## Begin Supplied entries

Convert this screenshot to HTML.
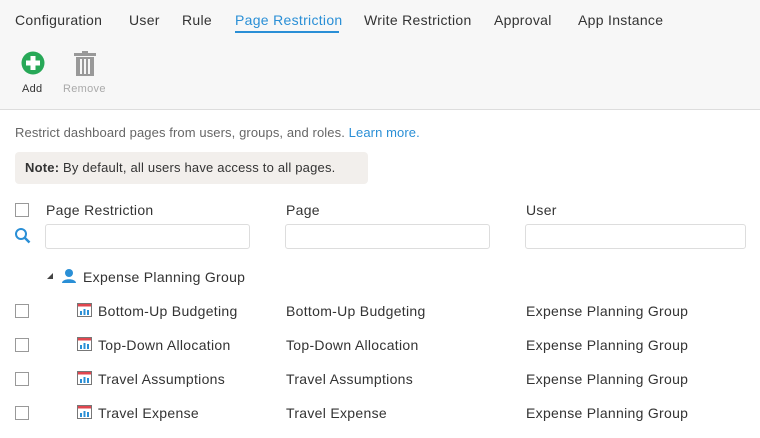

## End Supplied entries
## Begin Supplied entries

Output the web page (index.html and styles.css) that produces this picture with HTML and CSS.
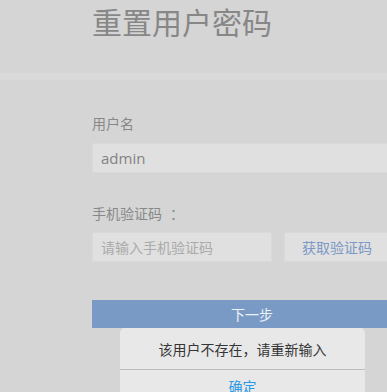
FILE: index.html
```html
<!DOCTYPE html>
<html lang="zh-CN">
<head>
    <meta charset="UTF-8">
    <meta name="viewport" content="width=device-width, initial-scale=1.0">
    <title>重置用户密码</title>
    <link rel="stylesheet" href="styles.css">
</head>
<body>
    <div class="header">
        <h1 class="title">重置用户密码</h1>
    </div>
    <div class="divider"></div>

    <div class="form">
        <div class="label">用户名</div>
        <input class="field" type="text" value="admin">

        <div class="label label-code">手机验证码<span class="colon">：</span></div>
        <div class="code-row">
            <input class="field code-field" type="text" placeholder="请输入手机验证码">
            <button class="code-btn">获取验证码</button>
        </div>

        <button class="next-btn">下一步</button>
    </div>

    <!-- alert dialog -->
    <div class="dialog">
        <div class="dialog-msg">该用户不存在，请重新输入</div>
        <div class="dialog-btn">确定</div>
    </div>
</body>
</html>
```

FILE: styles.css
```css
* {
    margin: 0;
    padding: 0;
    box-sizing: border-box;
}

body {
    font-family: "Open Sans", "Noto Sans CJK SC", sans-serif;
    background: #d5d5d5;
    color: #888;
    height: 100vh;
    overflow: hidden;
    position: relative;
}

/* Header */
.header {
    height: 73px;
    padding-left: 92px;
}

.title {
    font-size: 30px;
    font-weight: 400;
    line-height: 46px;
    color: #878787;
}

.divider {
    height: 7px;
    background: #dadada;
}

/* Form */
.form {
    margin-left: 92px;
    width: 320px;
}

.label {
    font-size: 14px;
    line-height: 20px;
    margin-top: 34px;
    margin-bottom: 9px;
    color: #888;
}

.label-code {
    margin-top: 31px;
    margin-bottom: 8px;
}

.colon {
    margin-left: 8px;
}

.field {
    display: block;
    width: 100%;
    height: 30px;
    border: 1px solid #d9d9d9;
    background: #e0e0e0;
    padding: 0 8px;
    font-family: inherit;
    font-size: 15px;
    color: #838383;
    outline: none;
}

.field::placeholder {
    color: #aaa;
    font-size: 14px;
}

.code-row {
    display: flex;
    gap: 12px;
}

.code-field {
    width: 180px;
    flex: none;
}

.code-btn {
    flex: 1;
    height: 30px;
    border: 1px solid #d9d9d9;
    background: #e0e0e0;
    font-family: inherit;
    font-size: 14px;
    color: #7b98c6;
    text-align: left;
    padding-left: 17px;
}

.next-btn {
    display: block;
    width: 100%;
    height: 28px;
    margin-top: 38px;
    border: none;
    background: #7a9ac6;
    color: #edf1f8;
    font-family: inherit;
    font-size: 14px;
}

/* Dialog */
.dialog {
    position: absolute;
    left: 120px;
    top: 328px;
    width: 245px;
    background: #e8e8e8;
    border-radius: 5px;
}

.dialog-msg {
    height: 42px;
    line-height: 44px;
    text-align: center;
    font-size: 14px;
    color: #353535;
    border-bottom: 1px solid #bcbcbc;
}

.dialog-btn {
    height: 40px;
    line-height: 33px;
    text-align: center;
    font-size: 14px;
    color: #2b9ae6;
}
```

## End Supplied entries
## Begin Supplied entries

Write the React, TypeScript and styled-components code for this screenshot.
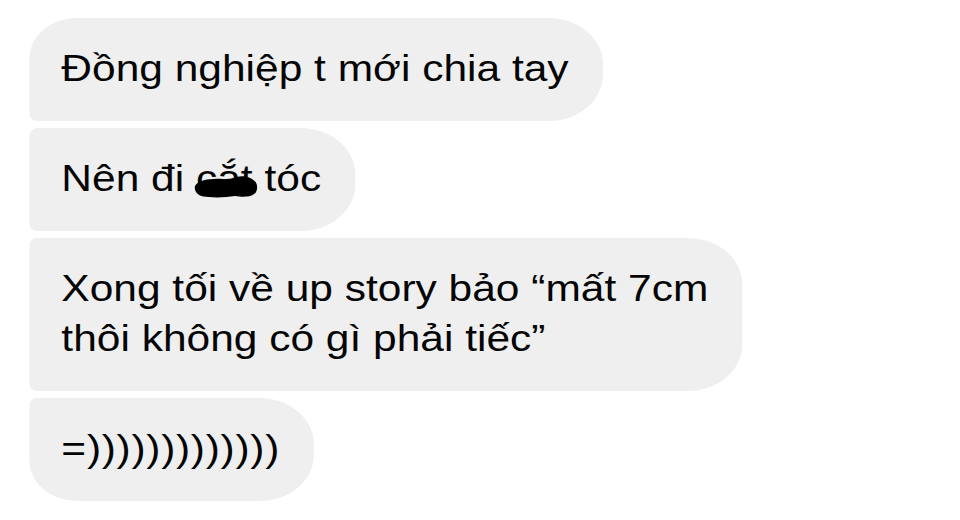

## End Supplied entries

Above are the records; copy every line in them that holds the word "styles".

Output the web page (index.html and styles.css) that produces this picture with HTML and CSS.
    <link rel="stylesheet" href="styles.css">
FILE: styles.css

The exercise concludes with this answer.